The Indian Space Research Organisation (Isro), in collaboration with USA’s central space agency, the National Aeronautics and Space Administration (Nas), on Monday announced the official dates of the 11th Nasa Space Apps Challenge hackathon. The event will be held in India on October 1 and 2, and will enable students and enthusiasts in the space sector to develop applications and use cases of Earth observation data, that is today available to various parties through privately and centrally operated satellite information.
An official statement from Isro on the hackathon said, “The goal of the event is to raise awareness about Nasa and Isro’s open data, foster interest in earth and space science technology, and encourage and nurture the interest in STEAM (science, technology, engineering and mathematics) in the young generation.”

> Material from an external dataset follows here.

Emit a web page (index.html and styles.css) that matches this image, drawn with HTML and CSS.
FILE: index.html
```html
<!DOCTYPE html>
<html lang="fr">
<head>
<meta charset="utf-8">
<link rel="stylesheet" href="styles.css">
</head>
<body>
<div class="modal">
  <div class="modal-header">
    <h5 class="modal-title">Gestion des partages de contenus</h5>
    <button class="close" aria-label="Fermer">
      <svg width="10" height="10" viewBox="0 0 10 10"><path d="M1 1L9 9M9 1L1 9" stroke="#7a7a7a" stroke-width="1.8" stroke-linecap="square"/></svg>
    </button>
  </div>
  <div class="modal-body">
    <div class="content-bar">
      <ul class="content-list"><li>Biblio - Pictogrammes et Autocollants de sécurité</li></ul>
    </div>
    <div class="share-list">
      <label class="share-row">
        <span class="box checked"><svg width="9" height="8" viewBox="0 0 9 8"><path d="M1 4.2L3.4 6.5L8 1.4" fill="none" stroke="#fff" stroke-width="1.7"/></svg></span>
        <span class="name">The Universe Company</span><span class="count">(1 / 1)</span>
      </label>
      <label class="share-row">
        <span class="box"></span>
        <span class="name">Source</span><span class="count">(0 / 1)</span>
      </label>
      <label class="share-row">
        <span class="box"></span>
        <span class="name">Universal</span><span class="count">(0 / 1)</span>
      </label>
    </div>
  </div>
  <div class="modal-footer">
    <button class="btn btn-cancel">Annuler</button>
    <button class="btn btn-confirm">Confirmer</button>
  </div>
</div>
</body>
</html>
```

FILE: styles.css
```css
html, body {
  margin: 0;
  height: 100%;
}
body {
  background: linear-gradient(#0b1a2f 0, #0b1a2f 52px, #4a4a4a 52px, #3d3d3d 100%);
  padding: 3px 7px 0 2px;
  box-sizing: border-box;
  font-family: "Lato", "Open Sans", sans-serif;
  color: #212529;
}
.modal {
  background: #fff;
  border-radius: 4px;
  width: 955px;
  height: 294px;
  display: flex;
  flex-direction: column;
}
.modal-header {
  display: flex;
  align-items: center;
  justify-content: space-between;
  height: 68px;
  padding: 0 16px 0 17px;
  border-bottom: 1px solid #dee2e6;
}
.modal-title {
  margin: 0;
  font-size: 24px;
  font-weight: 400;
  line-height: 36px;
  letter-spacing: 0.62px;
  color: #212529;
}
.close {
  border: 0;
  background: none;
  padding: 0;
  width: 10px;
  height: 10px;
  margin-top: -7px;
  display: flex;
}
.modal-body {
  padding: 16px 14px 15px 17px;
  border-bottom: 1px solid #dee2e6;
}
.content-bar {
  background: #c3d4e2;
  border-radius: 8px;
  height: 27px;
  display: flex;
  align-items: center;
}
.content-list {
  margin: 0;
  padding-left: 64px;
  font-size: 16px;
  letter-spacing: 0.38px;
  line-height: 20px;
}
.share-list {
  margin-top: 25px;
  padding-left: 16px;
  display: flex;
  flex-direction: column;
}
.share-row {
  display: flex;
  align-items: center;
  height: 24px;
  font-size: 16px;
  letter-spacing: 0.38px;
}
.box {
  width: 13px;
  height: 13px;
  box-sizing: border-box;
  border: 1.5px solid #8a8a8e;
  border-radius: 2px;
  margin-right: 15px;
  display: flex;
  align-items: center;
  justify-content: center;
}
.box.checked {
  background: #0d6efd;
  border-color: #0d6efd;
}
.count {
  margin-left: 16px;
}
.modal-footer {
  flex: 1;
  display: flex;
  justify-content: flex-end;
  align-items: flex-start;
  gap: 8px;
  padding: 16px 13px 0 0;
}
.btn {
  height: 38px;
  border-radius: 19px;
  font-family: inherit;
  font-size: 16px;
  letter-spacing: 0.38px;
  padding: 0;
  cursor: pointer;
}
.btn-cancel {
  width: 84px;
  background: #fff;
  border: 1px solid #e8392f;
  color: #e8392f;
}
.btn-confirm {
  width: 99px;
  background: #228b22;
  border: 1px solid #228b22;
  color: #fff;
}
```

“Isro is inviting coders, entrepreneurs, scientists, designers, storytellers, makers, builders, artists, and technologists to participate in the 11th annual hackathon. During the two-day hackathon, participants from around the world will create teams and use Earth observation data to develop solutions to issues our world is facing,” the statement further added.
The move comes as India builds up its private space ecosystem to take a larger share of the global private space missions and exploration industry.

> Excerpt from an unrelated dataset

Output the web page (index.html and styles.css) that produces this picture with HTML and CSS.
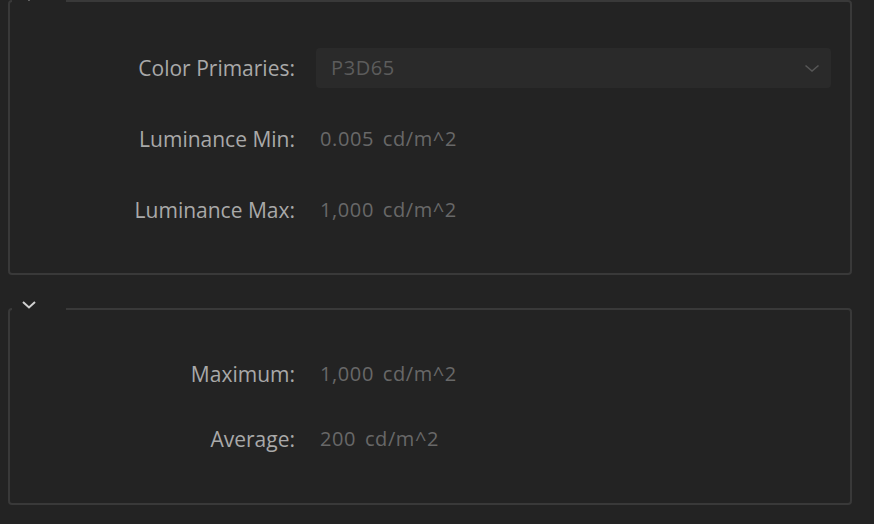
FILE: index.html
```html
<!DOCTYPE html>
<html lang="en">
<head>
<meta charset="utf-8">
<title>HDR Settings</title>
<link rel="stylesheet" href="styles.css">
</head>
<body>
  <fieldset class="panel panel-display">
    <legend class="panel-toggle">
      <svg class="chev" width="14" height="8" viewBox="0 0 14 8"><path d="M1 1 L7 6.5 L13 1" fill="none" stroke="#d0d0d0" stroke-width="2"/></svg>
    </legend>
    <div class="rows rows-display">
      <div class="label">Color Primaries:</div>
      <div class="select">
        <span class="select-text">P3D65</span>
        <svg class="select-chev" width="16" height="9" viewBox="0 0 16 9"><path d="M1.5 1.5 L8 7 L14.5 1.5" fill="none" stroke="#565656" stroke-width="1.6"/></svg>
      </div>
      <div class="label">Luminance Min:</div>
      <div class="value">0.005 cd/m^2</div>
      <div class="label">Luminance Max:</div>
      <div class="value">1,000 cd/m^2</div>
    </div>
  </fieldset>

  <fieldset class="panel panel-content">
    <legend class="panel-toggle">
      <svg class="chev" width="14" height="8" viewBox="0 0 14 8"><path d="M1 1 L7 6.5 L13 1" fill="none" stroke="#d0d0d0" stroke-width="2"/></svg>
    </legend>
    <div class="rows rows-content">
      <div class="label">Maximum:</div>
      <div class="value">1,000 cd/m^2</div>
      <div class="label">Average:</div>
      <div class="value">200 cd/m^2</div>
    </div>
  </fieldset>
</body>
</html>
```

FILE: styles.css
```css
html, body {
  margin: 0;
  padding: 0;
  background: #232323;
}

body {
  font-family: "Open Sans", Lato, sans-serif;
  font-size: 21px;
  overflow: hidden;
}

.panel {
  margin: 0 22px 0 8px;
  padding: 0;
  min-inline-size: 0;
  border: 2px solid #393939;
  border-radius: 4px;
}

.panel-display {
  margin-top: -7px;
  padding: 39px 0 43px 0;
}

.panel-content {
  margin-top: 26px;
  padding: 37px 0 44px 0;
}

.panel-toggle {
  margin-left: 2px;
  padding: 0 0 0 10px;
  width: 44px;
  height: 16px;
  box-sizing: content-box;
  line-height: 0;
}

.chev {
  display: block;
}

.rows {
  display: grid;
  grid-template-columns: 285px 515px;
  column-gap: 21px;
  grid-auto-rows: 40px;
  align-items: center;
  line-height: 1;
}

.rows-display {
  row-gap: 31px;
}

.rows-content {
  row-gap: 25px;
}

.label {
  text-align: right;
  color: #a9a9a9;
}

.value {
  padding-left: 4px;
  color: #686868;
  font-size: 20px;
  letter-spacing: 0.6px;
  word-spacing: 3px;
}

.select {
  height: 40px;
  background: #2a2a2a;
  border-radius: 4px;
  display: flex;
  align-items: center;
  justify-content: space-between;
  padding: 0 11px 0 15px;
}

.select-text {
  color: #5c5c5c;
  font-size: 20px;
  letter-spacing: 0.6px;
}

.select-chev {
  display: block;
}
```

Earlier this month, the Indian government inaugurated the headquarters of the Indian National Space Promotion and Authorization Center (IN-SPACe). The latter is a government undertaking company that will seek to facilitate private space startups in India to collaborate with Isro. These collaborations will also enable private space entities in India to take advantage of Isro’s available facilities and expertise in various space missions, including the use of available satellite and space data to create applications – or develop indigenously built satellites for a wide range of purposes.
IN-SPACe is different from New Space India Limited (NSIL) – the public sector undertaking (PSU) that has been established to attract commercial space mission contracts to be executed by Isro.
India also presently awaits the unveiling of the government’s official space policy, which will detail the participation of private companies in space missions in India. Industry experts have previously told Mint that the upcoming space policy could detail the roles that private entities may play alongside Isro in India’s upcoming space missions – which also includes the manned space mission, Gaganyaan.